Vale mencionar, ainda, que a Lei n. 12.850/13 também definiu associação criminosa, modificando o “nomem juris” do crime e dando nova redação ao tipo penal do art. 288 do Código Penal.

Assim, não há mais o crime de “quadrilha ou bando”, sendo considerada “associação criminosa” a associação de 3 (três) ou mais pessoas, para o fim específico de cometer crimes.

Em síntese, temos o seguinte:

“Crime organizado”: fenômeno criminal sem definição legal, que caracteriza as ações praticadas por organização criminosa, confundindo-se com o conceito desta.

“Organização criminosa para os efeitos da Lei nº 12.694/12”: associação, de 3 (três) ou mais pessoas, estruturalmente ordenada e caracterizada pela divisão de tarefas, ainda que informalmente, com objetivo de obter, direta ou indiretamente, vantagem de qualquer natureza, mediante a prática de crimes cuja pena máxima seja igual ou superior a 4 (quatro) anos ou que sejam de caráter transnacional.

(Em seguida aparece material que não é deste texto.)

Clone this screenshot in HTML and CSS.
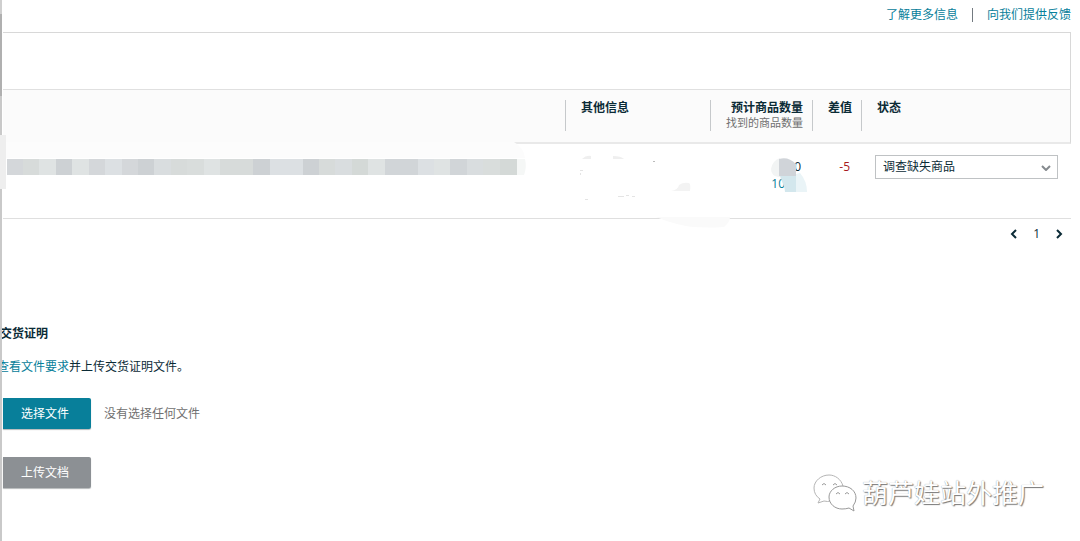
FILE: index.html
```html
<!DOCTYPE html>
<html lang="zh-CN">
<head>
<meta charset="utf-8">
<title>交货证明</title>
<link rel="stylesheet" href="styles.css">
</head>
<body>
<div class="page">
  <nav class="top-links">
    <a href="#info">了解更多信息</a>
    <a class="feedback" href="#feedback">向我们提供反馈</a>
  </nav>
  <main>
    <div class="toolbar"></div>
    <table class="items">
      <colgroup><col><col class="col-info"><col class="col-qty"><col class="col-diff"><col class="col-status"></colgroup>
      <thead>
        <tr>
          <th></th>
          <th><div class="head">其他信息</div></th>
          <th><div class="head number"><div>预计商品数量</div><div class="sub">找到的商品数量</div></div></th>
          <th><div class="head number">差值</div></th>
          <th><div class="head">状态</div></th>
        </tr>
      </thead>
      <tbody>
        <tr>
          <td></td>
          <td></td>
          <td class="qty">10<a href="#found">10</a></td>
          <td class="diff">-5</td>
          <td class="status">
            <div class="select-wrap">
              <select aria-label="状态"><option>调查缺失商品</option></select>
              <svg width="10" height="6" viewBox="0 0 10 6"><path d="M1 1l4 4 4-4" fill="none" stroke="#858a8e" stroke-width="2"/></svg>
            </div>
          </td>
        </tr>
      </tbody>
    </table>
    <nav class="pager" aria-label="分页">
      <button type="button" aria-label="上一页"><svg width="8" height="10" viewBox="0 0 8 10"><path d="M6 1L2 5l4 4" fill="none" stroke="#0b2b36" stroke-width="2"/></svg></button>
      <span>1</span>
      <button type="button" aria-label="下一页"><svg width="8" height="10" viewBox="0 0 8 10"><path d="M2 1l4 4-4 4" fill="none" stroke="#0b2b36" stroke-width="2"/></svg></button>
    </nav>
    <section class="proof">
      <h2>交货证明</h2>
      <p><a href="#requirements">查看文件要求</a>并上传交货证明文件。</p>
      <div class="file-row"><button type="button" class="choose">选择文件</button><span>没有选择任何文件</span></div>
      <button type="button" class="upload">上传文档</button>
    </section>
  </main>
</div>
<div class="rail"></div>
<svg class="smudge" width="530" height="96" viewBox="0 0 530 96">
  <path d="M3 12H514q10 6 11 16H3z" fill="#fcfcfc"/>
  <path d="M0 5h6v54H0z" fill="#eeeeee"/>
  <g shape-rendering="crispEdges">
    <path d="M7 29h510v16H7z" fill="#d9dddf"/>
    <path d="M7 29h16v16H7zM89 29h16v16H89zM122 29h16v16h-16z" fill="#d4d7da"/>
    <path d="M23 29h16v16H23zM171 29h16v16h-16zM220 29h33v16h-33zM319 29h16v16h-16z" fill="#d7dbda"/>
    <path d="M39 29h17v16H39zM72 29h17v16H72zM204 29h16v16h-16zM368 29h17v16h-17zM434 29h16v16h-16z" fill="#dfe3e3"/>
    <path d="M56 29h16v16H56zM138 29h16v16h-16zM253 29h17v16h-17zM303 29h16v16h-16z" fill="#cdd1d4"/>
    <path d="M385 29h33v16h-33zM450 29h17v16h-17z" fill="#d1d5d8"/>
    <path d="M105 29h17v16h-17zM270 29h33v16h-33zM418 29h16v16h-16z" fill="#dce0e3"/>
    <path d="M187 29h17v16h-17zM483 29h17v16h-17z" fill="#d9dddc"/>
    <path d="M352 29h16v16h-16zM500 29h17v16h-17z" fill="#d4d9d7"/>
  </g>
  <path d="M517 29h8q2 8-1 16h-7z" fill="#f5f7f6"/>
</svg>
<svg class="smudge smudge-info" width="170" height="80" viewBox="0 0 170 80">
  <path d="M2 9q4-4 9-3v3zM33 6q8 0 11 3H33z" fill="#efefef"/>
  <path d="M91 41q7-1 8-6 4-3 10-2 2 1 1 8z" fill="#f3f3f3"/>
  <path d="M0 20h3v1H0zM0 23h1v2H0zM38 46h6v1h-6zM46 45h3v1h-3zM52 46h3v1h-3zM5 49h3v1H5z" fill="#e4e4e4"/>
  <path d="M73 11h2v1h-2z" fill="#bbb"/>
  <path d="M76 67h74q0 5-6 10-30 2-47-3-12-3-21-7z" fill="#fafafa"/>
</svg>
<svg class="smudge smudge-qty" width="42" height="40" viewBox="0 0 42 40">
  <path d="M9 19Q1 18 1 11 2 3 10 0v19z" fill="#f2f4f4"/>
  <path d="M9 1q9-3 17 5v12H9z" fill="#d0d4d9"/>
  <path d="M10 18h16v16H15q0-4-2-8z" fill="#d3e7ed"/>
  <path d="M26 16l4-1q7 8 7 19H26z" fill="#eaf4f7"/>
</svg>
<div class="watermark">
  <svg width="44" height="40" viewBox="0 0 44 40">
    <g fill="#fff" stroke="#999" stroke-width="1">
      <path d="M30 13C28 6 22 2 16 2 8 2 1 8 1 15q0 7 6 11l-2 4 6-2q4 1 6 0" stroke="#b5b5b5"/>
      <path d="M29 13c-7 0-13 5-13 11 0 7 6 12 13 12q4 0 7-1l5 3-1-5q3-4 3-8c0-7-6-12-14-12z"/>
      <path d="M9 12q2-3 4 0M20 12q2-3 4 0M23 21q2-3 4 0M32 21q2-3 4 0" fill="none"/>
    </g>
  </svg>
  <span>葫芦娃站外推广</span>
</div>
</body>
</html>
```
FILE: styles.css
```css
* { box-sizing: border-box; }
body {
  margin: 0;
  position: relative;
  min-height: 100vh;
  overflow: hidden;
  background: #fff;
  color: #0b2b36;
  font: 12px/14px "Open Sans", "Noto Sans CJK SC", sans-serif;
}
a { color: #08809a; text-decoration: none; }
button, select { font: inherit; color: inherit; }
.page { padding: 0 9px 0 3px; }
.top-links {
  display: flex;
  justify-content: flex-end;
  align-items: center;
  height: 32px;
  padding-bottom: 3px;
}
.feedback { margin-left: 14px; padding-left: 14px; border-left: 1px solid #737a80; }
.toolbar { height: 57px; border-top: 1px solid #d8d8d8; border-right: 1px solid #d8d8d8; }
.items { width: 100%; table-layout: fixed; border-collapse: separate; border-spacing: 0; }
.col-info { width: 145px; }
.col-qty { width: 102px; }
.col-diff { width: 49px; }
.col-status { width: 210px; }
th {
  height: 55px;
  padding: 10px 0 0;
  vertical-align: top;
  text-align: left;
  background: #fbfbfb;
  border-top: 1px solid #e0e0e0;
  border-bottom: 2px solid #e9e9e9;
}
th:last-child { border-right: 1px solid #d8d8d8; }
.head { height: 31px; padding-left: 15px; border-left: 1px solid #c6c9cb; line-height: 16px; }
.head.number { padding: 0 9px 0 0; text-align: right; }
.sub { color: #707070; font-weight: 400; font-size: 11px; line-height: 13px; }
td { height: 75px; padding: 11px 0 0; vertical-align: top; border-bottom: 1px solid #dfdfdf; }
.qty { padding: 14px 11px 0 0; text-align: right; line-height: 17px; }
.qty a { display: block; padding-right: 16px; }
.diff { padding: 14px 11px 0 0; text-align: right; line-height: 17px; color: #a8191e; }
.select-wrap { position: relative; margin: 0 13px 0 14px; }
select {
  display: block;
  appearance: none;
  width: 100%;
  height: 24px;
  padding: 0 24px 0 7px;
  border: 1px solid #bfc2c4;
  border-radius: 0;
  background: #fff;
}
.select-wrap svg { position: absolute; right: 7px; top: 10px; }
.pager { display: flex; justify-content: flex-end; align-items: center; gap: 15px; height: 29px; padding-right: 8px; }
.pager button { display: flex; padding: 0; border: 0; background: none; }
.proof { padding-top: 79px; }
h2 { margin: 0 0 19px -3px; font-size: 12px; line-height: 14px; }
p { margin: 0 0 24px -6px; }
.file-row { display: flex; align-items: center; gap: 13px; margin-bottom: 28px; color: #707070; }
.choose, .upload {
  height: 31px;
  padding: 0 22px 0 18px;
  border: 0;
  border-radius: 0 2px 2px 0;
  color: #fff;
  background: #087f9a;
  box-shadow: 0 1px 1px #b5b8ba;
}
.upload { background: #8c9094; }
.rail { position: absolute; left: 0; top: 0; bottom: 0; width: 2px; background: linear-gradient(#cfcfcf 14px, #b0b0b0 14px 96px, #c9c9c9 96px); }
.smudge { position: absolute; left: 0; top: 130px; pointer-events: none; }
.smudge-info { left: 580px; top: 150px; }
.smudge-qty { left: 770px; top: 158px; }
.watermark {
  position: absolute;
  right: 36px;
  bottom: 28px;
  display: flex;
  align-items: center;
  gap: 5px;
  color: #fff;
  font-size: 26px;
  line-height: 40px;
  text-shadow: 1px 1px 1px #777, 0 0 1px #999;
}
```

“Organização criminosa para os demais efeitos penais: a associação de 4 (quatro) ou mais pessoas estruturalmente ordenada e caracterizada pela divisão de tarefas, ainda que informalmente, com objetivo de obter, direta ou indiretamente, vantagem de qualquer natureza, mediante a prática de infrações penais cujas penas máximas sejam superiores a 4 (quatro) anos, ou que sejam de caráter transnacional.

“Associação criminosa”: associação de 3 (três) ou mais pessoas, para o fim específico de cometer crimes.